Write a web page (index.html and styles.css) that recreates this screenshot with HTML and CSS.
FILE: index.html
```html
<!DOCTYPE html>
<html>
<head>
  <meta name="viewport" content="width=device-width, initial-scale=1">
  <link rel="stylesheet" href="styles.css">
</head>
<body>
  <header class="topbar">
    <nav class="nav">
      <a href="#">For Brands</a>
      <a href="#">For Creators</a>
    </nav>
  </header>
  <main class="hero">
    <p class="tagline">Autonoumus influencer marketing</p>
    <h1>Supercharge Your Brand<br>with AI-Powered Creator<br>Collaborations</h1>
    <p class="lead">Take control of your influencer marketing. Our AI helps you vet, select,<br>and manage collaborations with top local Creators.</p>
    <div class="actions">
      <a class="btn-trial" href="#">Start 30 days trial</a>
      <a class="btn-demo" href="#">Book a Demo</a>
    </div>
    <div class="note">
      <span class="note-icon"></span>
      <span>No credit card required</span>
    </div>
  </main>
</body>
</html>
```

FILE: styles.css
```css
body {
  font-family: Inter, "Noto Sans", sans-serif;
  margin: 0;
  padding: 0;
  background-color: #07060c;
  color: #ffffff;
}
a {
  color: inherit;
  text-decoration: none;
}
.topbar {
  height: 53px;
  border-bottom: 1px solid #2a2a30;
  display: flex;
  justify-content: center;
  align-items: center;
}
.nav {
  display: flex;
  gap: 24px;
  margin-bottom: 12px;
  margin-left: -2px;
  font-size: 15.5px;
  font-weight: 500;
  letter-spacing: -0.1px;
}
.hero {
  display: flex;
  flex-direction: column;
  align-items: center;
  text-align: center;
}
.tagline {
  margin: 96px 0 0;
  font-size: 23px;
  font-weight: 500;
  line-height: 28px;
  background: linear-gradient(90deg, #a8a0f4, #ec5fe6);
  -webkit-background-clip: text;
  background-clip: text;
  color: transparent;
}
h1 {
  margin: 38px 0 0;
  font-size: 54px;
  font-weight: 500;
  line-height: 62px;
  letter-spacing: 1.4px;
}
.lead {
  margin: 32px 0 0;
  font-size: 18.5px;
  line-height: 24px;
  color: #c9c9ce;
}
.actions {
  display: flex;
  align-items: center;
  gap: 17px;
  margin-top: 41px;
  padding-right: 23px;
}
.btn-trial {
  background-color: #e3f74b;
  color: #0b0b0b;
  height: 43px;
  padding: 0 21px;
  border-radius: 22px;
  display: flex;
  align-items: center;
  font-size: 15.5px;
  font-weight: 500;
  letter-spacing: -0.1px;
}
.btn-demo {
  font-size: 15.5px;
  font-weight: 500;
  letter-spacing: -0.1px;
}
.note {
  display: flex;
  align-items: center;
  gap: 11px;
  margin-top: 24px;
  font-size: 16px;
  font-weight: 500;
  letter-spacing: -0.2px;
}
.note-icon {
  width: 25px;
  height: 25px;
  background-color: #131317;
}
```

=======

- Stated problem -
Retype all of the material, keeping each line exact.

- Correct output -
Write a web page (index.html and styles.css) that recreates this screenshot with HTML and CSS.
FILE: index.html
```html
<!DOCTYPE html>
<html>
<head>
  <meta name="viewport" content="width=device-width, initial-scale=1">
  <link rel="stylesheet" href="styles.css">
</head>
<body>
  <header class="topbar">
    <nav class="nav">
      <a href="#">For Brands</a>
      <a href="#">For Creators</a>
    </nav>
  </header>
  <main class="hero">
    <p class="tagline">Autonoumus influencer marketing</p>
    <h1>Supercharge Your Brand<br>with AI-Powered Creator<br>Collaborations</h1>
    <p class="lead">Take control of your influencer marketing. Our AI helps you vet, select,<br>and manage collaborations with top local Creators.</p>
    <div class="actions">
      <a class="btn-trial" href="#">Start 30 days trial</a>
      <a class="btn-demo" href="#">Book a Demo</a>
    </div>
    <div class="note">
      <span class="note-icon"></span>
      <span>No credit card required</span>
    </div>
  </main>
</body>
</html>
```

FILE: styles.css
```css
body {
  font-family: Inter, "Noto Sans", sans-serif;
  margin: 0;
  padding: 0;
  background-color: #07060c;
  color: #ffffff;
}
a {
  color: inherit;
  text-decoration: none;
}
.topbar {
  height: 53px;
  border-bottom: 1px solid #2a2a30;
  display: flex;
  justify-content: center;
  align-items: center;
}
.nav {
  display: flex;
  gap: 24px;
  margin-bottom: 12px;
  margin-left: -2px;
  font-size: 15.5px;
  font-weight: 500;
  letter-spacing: -0.1px;
}
.hero {
  display: flex;
  flex-direction: column;
  align-items: center;
  text-align: center;
}
.tagline {
  margin: 96px 0 0;
  font-size: 23px;
  font-weight: 500;
  line-height: 28px;
  background: linear-gradient(90deg, #a8a0f4, #ec5fe6);
  -webkit-background-clip: text;
  background-clip: text;
  color: transparent;
}
h1 {
  margin: 38px 0 0;
  font-size: 54px;
  font-weight: 500;
  line-height: 62px;
  letter-spacing: 1.4px;
}
.lead {
  margin: 32px 0 0;
  font-size: 18.5px;
  line-height: 24px;
  color: #c9c9ce;
}
.actions {
  display: flex;
  align-items: center;
  gap: 17px;
  margin-top: 41px;
  padding-right: 23px;
}
.btn-trial {
  background-color: #e3f74b;
  color: #0b0b0b;
  height: 43px;
  padding: 0 21px;
  border-radius: 22px;
  display: flex;
  align-items: center;
  font-size: 15.5px;
  font-weight: 500;
  letter-spacing: -0.1px;
}
.btn-demo {
  font-size: 15.5px;
  font-weight: 500;
  letter-spacing: -0.1px;
}
.note {
  display: flex;
  align-items: center;
  gap: 11px;
  margin-top: 24px;
  font-size: 16px;
  font-weight: 500;
  letter-spacing: -0.2px;
}
.note-icon {
  width: 25px;
  height: 25px;
  background-color: #131317;
}
```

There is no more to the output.